With the future of downtown Santa Monica’s skyline up for debate, development groups, architects and business advocates are pushing for more height and greater density in the Downtown Community Plan (DCP). The City document will dictate development standards, fees and affordable housing requirements for the next two decades.
The plan aims to create a predictable process for new projects to encourage more housing between Interstate 10 and Wilshire Boulevard. The City claims the plan will bring thousands of new apartment units to the downtown area over the next twenty years in an effort to curb the region’s housing crisis.
The plan allows buildings up to 84 feet (approximately seven stories) near the Expo Line but limits much of downtown’s other areas to 60 feet (four or five stories). Current zoning allows buildings up to 84 feet throughout the area.
The Planning Commission will vote on the plan at the end of the month before it heads to the City Council for more debate this summer.
Commissioner Richard McKinnon recently praised the plan for hitting the “sweet spot” between slow-growth activists’ desires and developers’ interests.
“If you’re looking for a very careful, common-sense approach that will give us the horizontal city that we’re looking for and enough substance for people to build, these heights and these (floor area ratios) give it to us,” McKinnon said.
The Chamber of Commerce disagrees. In a letter to the commissioners, the Chamber criticized new height limits throughout the downtown, saying they “appease the most extreme anti-development voices in Santa Monica.”
“The current draft DCP is a housing plan in name only and we believe that if the draft DCP is adopted as is, you will not even get the meager 2,500 unit estimate that staff is proposing,” Carl Lisberger, an attorney with Harding, Larmore, Kutcher and Kozal said at a recent public meeting.
The Chamber argues limiting height and density while increasing fees and affordable housing requirements may actually discourage developers from investing the resources in mixed-use developments.
“Nothing chills the notion of doing a mixed-use development and redeveloping a site than having to negotiate … a development agreement,” Dave Rand, a land use attorney with Armbruster, Goldsmith and Delvac.
The city’s largest affordable housing provider, Community Corporation, also told the Commission the plan should do more to incentivize housing.
“In general, we would like to see a more aggressive housing strategy in the DCP given the severity of the affordable housing crisis,” Community Corp’s executive director Tara Barauskas said.
The plan was developed and released in the wake of Measure LV, a voter-written initiative intended to stop development in Santa Monica by requiring a vote on all projects above two stories. The initiative was defeated, and it’s main proponents have not yet spoken out during the lengthy public comment portions of the Planning Commission’s deliberations. In April, the initiative’s author, Armen Melkonians, told the Daily Press he was happy with the document.

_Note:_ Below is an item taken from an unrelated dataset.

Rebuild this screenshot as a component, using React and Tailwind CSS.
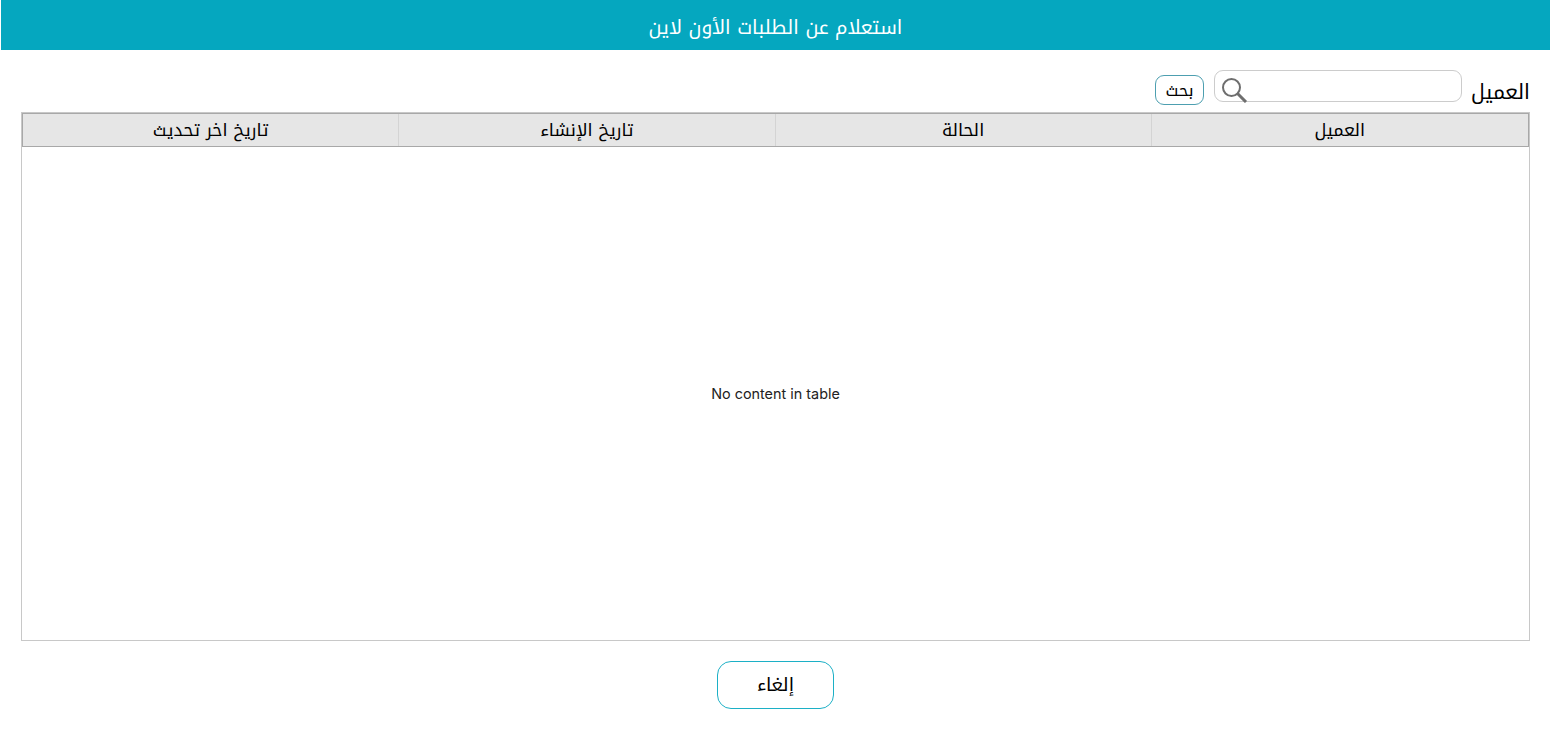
const font = "font-['Noto_Kufi_Arabic','Noto_Sans',sans-serif]";

function SearchIcon() {
  return (
    <svg className="absolute left-[7px] top-[6px] h-[26px] w-[26px]" viewBox="0 0 26 26" fill="none">
      <circle cx="9.5" cy="10.5" r="8.5" stroke="#6e6e6e" strokeWidth="2" />
      <path d="M15.5 16.5l8.5 8.5" stroke="#6e6e6e" strokeWidth="3" />
    </svg>
  );
}

const columns = ["العميل", "الحالة", "تاريخ الإنشاء", "تاريخ اخر تحديث"];

export default function App() {
  return (
    <div dir="rtl" className={`flex h-[734px] w-[1550px] flex-col bg-white text-black ${font}`}>
      <header className="ml-px flex h-[50px] items-center justify-center bg-[#05a7bf] pt-[6px] text-[19.2px] text-white">
        استعلام عن الطلبات الأون لاين
      </header>
      <main className="flex flex-col pr-5 pl-[21px]">
        <div className="flex h-[62px] items-start pt-5">
          <label className="mt-[9px] ml-[10px] w-[58px] whitespace-nowrap text-[20.4px] leading-[28px]">العميل</label>
          <div className="relative ml-[10px] h-8 w-[248px] rounded-[9px] border border-[#cccccc]">
            <SearchIcon />
          </div>
          <button className="mt-[5px] flex h-[30px] w-[49px] items-center justify-center rounded-[9px] border border-[#4d9fb0] pt-[2px] text-[16.5px]">
            بحث
          </button>
        </div>
        <section className="flex h-[529px] flex-col border border-[#c8c8c8]">
          <div className="grid h-[34px] grid-cols-4 border border-[#a8a8a8] bg-[#e6e6e6]">
            {columns.map((c) => (
              <div key={c} className="flex items-center justify-center border-r border-[#d4d4d4] pt-[3px] text-[17.5px] first:border-r-0">
                {c}
              </div>
            ))}
          </div>
          <div dir="ltr" className="flex flex-1 items-center justify-center font-['Inter',sans-serif] text-[14.4px] text-[#222222]">
            No content in table
          </div>
        </section>
        <div className="flex justify-center pt-5">
          <button className="h-12 w-[117px] rounded-[14px] border border-[#1cb0c6] text-[18.5px]">إلغاء</button>
        </div>
      </main>
    </div>
  );
}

Commissioner Mario Fonda-Bonardi said the height restrictions will prevent a “race to the sky” while still allowing more people to move to Santa Monica. Fonda-Bonardi noted the added the growing population will make the City’s goals of achieving carbon and water neutrality more difficult.
“This is not a sustainable plan, this is a plan heading toward trying to make as much housing as possible, which is a laudable goal,” Fonda-Bonardi said.
The next DCP discussion will be held at 6 p.m. on May 17 in City Hall, 1685 Main St.